— Given task —
Give the number of lines containing the word "styles" and nothing more.

--- start ---

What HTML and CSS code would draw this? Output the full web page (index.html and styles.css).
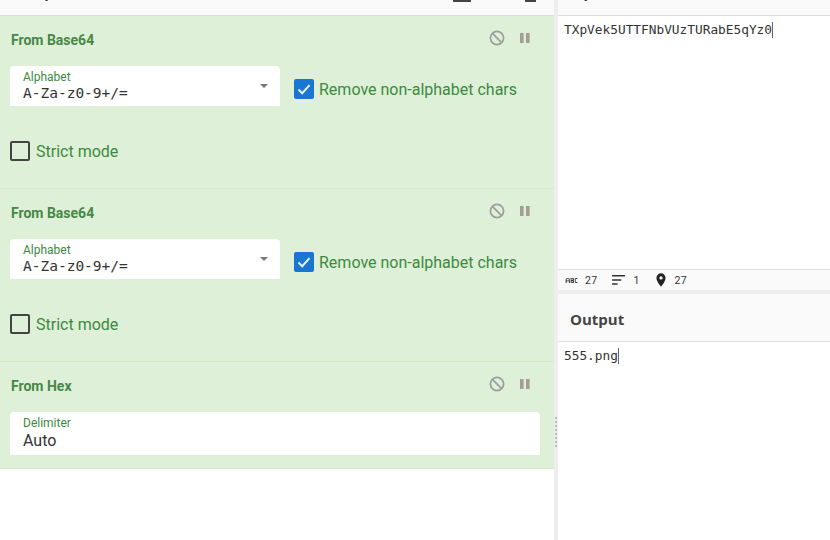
FILE: index.html
```html
<!DOCTYPE html>
<html lang="en">
<head>
<meta charset="utf-8">
<title>CyberChef</title>
<link rel="stylesheet" href="styles.css">
</head>
<body>
<div class="app">
  <section class="recipe">
    <header class="top-head">
      <span class="top-title">Recipe</span>
      <span class="top-stubs"><i class="stub stub-wide"></i><i class="stub"></i></span>
    </header>
    <article class="op">
      <div class="op-head"><h2 class="op-title">From Base64</h2>
        <span class="op-icons">
          <svg class="ico" viewBox="0 0 16 16"><circle cx="8" cy="8" r="6.6"/><path d="M3.4 3.4l9.2 9.2"/></svg>
          <svg class="ico-pause" viewBox="0 0 10 10"><path d="M0 0h3.6v10H0zM6 0h3.6v10H6z"/></svg>
        </span></div>
      <div class="row">
        <div class="field field-half"><span class="field-label">Alphabet</span><span class="field-value mono">A-Za-z0-9+/=</span><i class="caret-down"></i></div>
        <label class="check check-shift"><span class="box box-on"><svg viewBox="0 0 20 20"><path d="M4.5 10.5l3.7 3.7 7.3-8"/></svg></span>Remove non-alphabet chars</label>
      </div>
      <div class="row-strict"><label class="check check-strict"><span class="box"></span>Strict mode</label></div>
    </article>
    <article class="op">
      <div class="op-head"><h2 class="op-title">From Base64</h2>
        <span class="op-icons">
          <svg class="ico" viewBox="0 0 16 16"><circle cx="8" cy="8" r="6.6"/><path d="M3.4 3.4l9.2 9.2"/></svg>
          <svg class="ico-pause" viewBox="0 0 10 10"><path d="M0 0h3.6v10H0zM6 0h3.6v10H6z"/></svg>
        </span></div>
      <div class="row">
        <div class="field field-half"><span class="field-label">Alphabet</span><span class="field-value mono">A-Za-z0-9+/=</span><i class="caret-down"></i></div>
        <label class="check check-shift"><span class="box box-on"><svg viewBox="0 0 20 20"><path d="M4.5 10.5l3.7 3.7 7.3-8"/></svg></span>Remove non-alphabet chars</label>
      </div>
      <div class="row-strict"><label class="check check-strict"><span class="box"></span>Strict mode</label></div>
    </article>
    <article class="op op-last">
      <div class="op-head"><h2 class="op-title">From Hex</h2>
        <span class="op-icons">
          <svg class="ico" viewBox="0 0 16 16"><circle cx="8" cy="8" r="6.6"/><path d="M3.4 3.4l9.2 9.2"/></svg>
          <svg class="ico-pause" viewBox="0 0 10 10"><path d="M0 0h3.6v10H0zM6 0h3.6v10H6z"/></svg>
        </span></div>
      <div class="field field-full"><span class="field-label">Delimiter</span><span class="field-value">Auto</span></div>
    </article>
  </section>
  <div class="gutter"><i class="grip"></i></div>
  <section class="io">
    <div class="io-input">
      <header class="top-head top-head-io"><span class="top-title">Input</span></header>
      <div class="text mono">TXpVek5UTTFNbVUzTURabE5qYz0<i class="cursor"></i></div>
      <footer class="status">
        <span class="stat"><svg class="abc" viewBox="0 0 14 6"><path d="M0 6V1h1v-1h3v1h1v5H3.8V4H1.2v2zM1.200 3h2.600V1H1.200zM6 0h3.500v1h.5v1.500h-.5V3h.5v2.500h-.5V6H6zM7 1v1.500h1.500V1zM7 3.500V5h1.500V3.500zM11 1h.5V0H14v1.200h-2V4.800h2V6h-2.500V5H11z"/></svg>27</span>
        <span class="stat stat-lines"><svg class="lines" viewBox="0 0 14 12"><path d="M0 0h14v1.700H0zM0 4.500h10v1.700H0zM0 9h6v1.700H0z"/></svg>1</span>
        <span class="stat stat-pin"><svg class="pin" viewBox="0 0 12 16"><path fill-rule="evenodd" d="M6 0a5.500 5.500 0 0 1 5.500 5.500C11.500 9.500 6 16 6 16S.5 9.500.5 5.500A5.500 5.500 0 0 1 6 0zm0 3.500a2 2 0 1 0 0 4 2 2 0 0 0 0-4z"/></svg>27</span>
      </footer>
    </div>
    <div class="io-gutter"></div>
    <div class="io-output">
      <header class="out-head"><h2 class="out-title">Output</h2></header>
      <div class="text mono">555.png<i class="cursor cursor-out"></i></div>
    </div>
  </section>
</div>
</body>
</html>
```
FILE: styles.css
```css
* { box-sizing: border-box; }
html, body { margin: 0; height: 100%; overflow: hidden; background: #fff; }
body { font-family: Roboto, "Noto Sans", sans-serif; color: #333; }
.app { display: grid; grid-template-columns: 554px 4px 1fr; height: 540px; }
.mono { font-family: "DejaVu Sans Mono", "Liberation Mono", monospace; }

.top-head { height: 16px; background: #fafafa; border-bottom: 1px solid #ddd; overflow: hidden; display: flex; justify-content: space-between; align-items: flex-end; padding: 0 18px 0 13px; }
.top-title { font-size: 16px; font-weight: 700; line-height: 16px; margin-bottom: 14px; color: #333; }
.top-stubs { display: flex; gap: 54px; align-self: flex-start; }
.stub { display: block; width: 11px; height: 2px; background: #444; }
.stub-wide { width: 18px; }

.op { height: 173px; background: #dff0d8; border-bottom: 1px solid #d6e9c6; padding: 0 14px 0 10px; color: #3c8a3f; }
.op-last { height: 107px; }
.op-head { height: 50px; display: flex; justify-content: space-between; align-items: center; padding: 0 10px 0 1px; }
.op-title { margin: 0; font-size: 14px; font-weight: 700; color: #468847; transform: translateY(-1px); }
.op-icons { display: flex; align-items: center; gap: 15px; transform: translateY(-3px); }
.ico { width: 16px; height: 16px; fill: none; stroke: #9d9d9d; stroke-width: 1.700; }
.ico-pause { width: 10px; height: 10px; fill: #a39d94; }

.row { display: flex; align-items: center; gap: 14px; }
.field { position: relative; display: flex; flex-direction: column; background: #fff; border-radius: 4px 4px 0 0; padding: 4px 13px 0; }
.field-half { width: 270px; height: 40px; }
.field-full { width: 530px; height: 43px; }
.field-label { font-size: 12px; line-height: 14px; color: #3c8a3f; }
.field-value { font-size: 14.500px; line-height: 18px; color: #333; }
.field-full .field-value { font-family: Roboto, sans-serif; font-size: 16px; line-height: 21px; }
.caret-down { position: absolute; right: 12px; top: 18px; border: 4px solid transparent; border-top: 4px solid #757575; border-bottom: 0; }

.check { display: flex; align-items: center; gap: 5px; font-size: 16px; color: #3c8a3f; }
.check-shift { transform: translateY(3px); }
.check-strict { gap: 6px; }
.box { display: flex; width: 20px; height: 20px; border: 2px solid #444; border-radius: 2px; }
.box-on { background: #1976d2; border: 0; }
.box-on svg { width: 20px; height: 20px; fill: none; stroke: #e8f2ee; stroke-width: 2; }
.row-strict { margin-top: 35px; }

.gutter { background: #eee; position: relative; }
.grip { position: absolute; left: 1px; top: 417px; width: 2px; height: 30px; background: repeating-linear-gradient(#bbb 0 2px, transparent 2px 4px); }

.io { display: flex; flex-direction: column; min-width: 0; }
.io-input { height: 290px; display: flex; flex-direction: column; }
.top-head-io { padding-left: 12px; }
.text { flex: 1; font-size: 12.800px; line-height: 16px; padding: 6px 6px; color: #333; white-space: pre; }
.cursor { display: inline-block; width: 1px; height: 16px; background: #666; vertical-align: top; }
.status { height: 21px; background: #fafafa; border-top: 1px solid #ddd; display: flex; align-items: center; padding: 0 0 0 7px; font-size: 10.500px; color: #333; letter-spacing: .3px; }
.stat { display: flex; align-items: center; gap: 7px; }
.stat-lines { margin-left: 15px; gap: 8px; }
.stat-pin { margin-left: 16px; gap: 9px; }
.abc { width: 13px; height: 5px; fill: #333; }
.lines { width: 13px; height: 11px; fill: #333; }
.pin { width: 10px; height: 14px; fill: #222; }
.io-gutter { height: 4px; background: #eee; }
.io-output { flex: 1; display: flex; flex-direction: column; }
.out-head { height: 48px; background: #fafafa; border-bottom: 1px solid #ddd; display: flex; align-items: center; padding: 3px 12px 0; }
.out-title { margin: 0; font-size: 15px; font-weight: 700; color: #444; font-family: "Open Sans", Roboto, sans-serif; }
```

--- end ---

— Task answer —
3